___ Available data

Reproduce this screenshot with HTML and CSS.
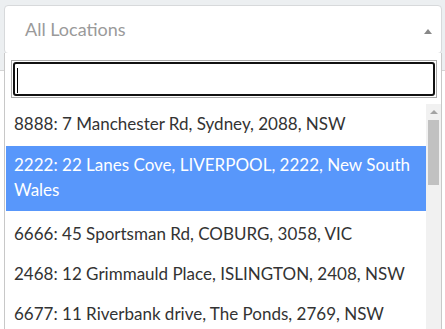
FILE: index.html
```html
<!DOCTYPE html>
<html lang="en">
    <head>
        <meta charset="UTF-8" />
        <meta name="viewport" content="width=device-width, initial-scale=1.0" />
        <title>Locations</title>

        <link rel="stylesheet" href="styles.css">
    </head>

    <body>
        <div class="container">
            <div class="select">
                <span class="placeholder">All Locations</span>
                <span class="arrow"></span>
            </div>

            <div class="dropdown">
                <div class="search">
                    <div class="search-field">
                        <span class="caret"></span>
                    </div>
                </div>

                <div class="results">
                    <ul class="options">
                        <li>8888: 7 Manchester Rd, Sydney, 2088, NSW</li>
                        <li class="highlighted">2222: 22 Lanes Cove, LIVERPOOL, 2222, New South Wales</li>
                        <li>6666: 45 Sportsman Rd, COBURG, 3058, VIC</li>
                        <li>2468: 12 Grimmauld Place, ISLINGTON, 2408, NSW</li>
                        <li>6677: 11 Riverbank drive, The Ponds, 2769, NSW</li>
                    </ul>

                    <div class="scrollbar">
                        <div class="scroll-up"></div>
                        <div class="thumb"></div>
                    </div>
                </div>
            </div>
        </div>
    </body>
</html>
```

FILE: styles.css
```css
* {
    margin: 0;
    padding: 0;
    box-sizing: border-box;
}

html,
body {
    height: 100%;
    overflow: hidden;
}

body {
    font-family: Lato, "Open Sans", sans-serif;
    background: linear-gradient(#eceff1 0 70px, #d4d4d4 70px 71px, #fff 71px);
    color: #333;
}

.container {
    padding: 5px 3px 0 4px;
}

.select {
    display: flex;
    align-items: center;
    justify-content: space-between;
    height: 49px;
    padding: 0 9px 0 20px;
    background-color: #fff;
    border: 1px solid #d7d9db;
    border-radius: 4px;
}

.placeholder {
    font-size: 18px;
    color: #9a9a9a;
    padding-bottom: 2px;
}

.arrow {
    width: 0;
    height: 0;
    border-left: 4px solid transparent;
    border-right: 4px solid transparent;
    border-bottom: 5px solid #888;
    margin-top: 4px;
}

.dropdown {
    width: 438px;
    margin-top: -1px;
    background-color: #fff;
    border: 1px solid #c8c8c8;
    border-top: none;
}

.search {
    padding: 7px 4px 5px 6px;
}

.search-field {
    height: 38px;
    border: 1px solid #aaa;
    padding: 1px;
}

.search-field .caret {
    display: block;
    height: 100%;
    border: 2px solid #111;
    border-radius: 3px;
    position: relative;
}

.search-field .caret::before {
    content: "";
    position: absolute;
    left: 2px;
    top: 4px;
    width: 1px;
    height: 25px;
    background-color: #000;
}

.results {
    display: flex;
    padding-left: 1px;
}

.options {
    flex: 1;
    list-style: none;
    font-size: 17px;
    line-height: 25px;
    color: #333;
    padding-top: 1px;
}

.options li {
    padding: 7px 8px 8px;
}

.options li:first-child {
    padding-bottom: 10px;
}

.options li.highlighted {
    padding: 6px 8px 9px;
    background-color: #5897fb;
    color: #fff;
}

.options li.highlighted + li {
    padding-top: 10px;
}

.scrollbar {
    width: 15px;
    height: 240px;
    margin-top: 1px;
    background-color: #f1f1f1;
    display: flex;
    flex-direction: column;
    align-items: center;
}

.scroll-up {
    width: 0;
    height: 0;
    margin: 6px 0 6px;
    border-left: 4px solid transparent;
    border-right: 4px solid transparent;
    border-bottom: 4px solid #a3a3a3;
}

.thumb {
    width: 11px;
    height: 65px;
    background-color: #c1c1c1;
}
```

______

## What is asked
Copy out each line word for word, please, skipping the images.

## Exercise answer
Reproduce this screenshot with HTML and CSS.
FILE: index.html
```html
<!DOCTYPE html>
<html lang="en">
    <head>
        <meta charset="UTF-8" />
        <meta name="viewport" content="width=device-width, initial-scale=1.0" />
        <title>Locations</title>

        <link rel="stylesheet" href="styles.css">
    </head>

    <body>
        <div class="container">
            <div class="select">
                <span class="placeholder">All Locations</span>
                <span class="arrow"></span>
            </div>

            <div class="dropdown">
                <div class="search">
                    <div class="search-field">
                        <span class="caret"></span>
                    </div>
                </div>

                <div class="results">
                    <ul class="options">
                        <li>8888: 7 Manchester Rd, Sydney, 2088, NSW</li>
                        <li class="highlighted">2222: 22 Lanes Cove, LIVERPOOL, 2222, New South Wales</li>
                        <li>6666: 45 Sportsman Rd, COBURG, 3058, VIC</li>
                        <li>2468: 12 Grimmauld Place, ISLINGTON, 2408, NSW</li>
                        <li>6677: 11 Riverbank drive, The Ponds, 2769, NSW</li>
                    </ul>

                    <div class="scrollbar">
                        <div class="scroll-up"></div>
                        <div class="thumb"></div>
                    </div>
                </div>
            </div>
        </div>
    </body>
</html>
```

FILE: styles.css
```css
* {
    margin: 0;
    padding: 0;
    box-sizing: border-box;
}

html,
body {
    height: 100%;
    overflow: hidden;
}

body {
    font-family: Lato, "Open Sans", sans-serif;
    background: linear-gradient(#eceff1 0 70px, #d4d4d4 70px 71px, #fff 71px);
    color: #333;
}

.container {
    padding: 5px 3px 0 4px;
}

.select {
    display: flex;
    align-items: center;
    justify-content: space-between;
    height: 49px;
    padding: 0 9px 0 20px;
    background-color: #fff;
    border: 1px solid #d7d9db;
    border-radius: 4px;
}

.placeholder {
    font-size: 18px;
    color: #9a9a9a;
    padding-bottom: 2px;
}

.arrow {
    width: 0;
    height: 0;
    border-left: 4px solid transparent;
    border-right: 4px solid transparent;
    border-bottom: 5px solid #888;
    margin-top: 4px;
}

.dropdown {
    width: 438px;
    margin-top: -1px;
    background-color: #fff;
    border: 1px solid #c8c8c8;
    border-top: none;
}

.search {
    padding: 7px 4px 5px 6px;
}

.search-field {
    height: 38px;
    border: 1px solid #aaa;
    padding: 1px;
}

.search-field .caret {
    display: block;
    height: 100%;
    border: 2px solid #111;
    border-radius: 3px;
    position: relative;
}

.search-field .caret::before {
    content: "";
    position: absolute;
    left: 2px;
    top: 4px;
    width: 1px;
    height: 25px;
    background-color: #000;
}

.results {
    display: flex;
    padding-left: 1px;
}

.options {
    flex: 1;
    list-style: none;
    font-size: 17px;
    line-height: 25px;
    color: #333;
    padding-top: 1px;
}

.options li {
    padding: 7px 8px 8px;
}

.options li:first-child {
    padding-bottom: 10px;
}

.options li.highlighted {
    padding: 6px 8px 9px;
    background-color: #5897fb;
    color: #fff;
}

.options li.highlighted + li {
    padding-top: 10px;
}

.scrollbar {
    width: 15px;
    height: 240px;
    margin-top: 1px;
    background-color: #f1f1f1;
    display: flex;
    flex-direction: column;
    align-items: center;
}

.scroll-up {
    width: 0;
    height: 0;
    margin: 6px 0 6px;
    border-left: 4px solid transparent;
    border-right: 4px solid transparent;
    border-bottom: 4px solid #a3a3a3;
}

.thumb {
    width: 11px;
    height: 65px;
    background-color: #c1c1c1;
}
```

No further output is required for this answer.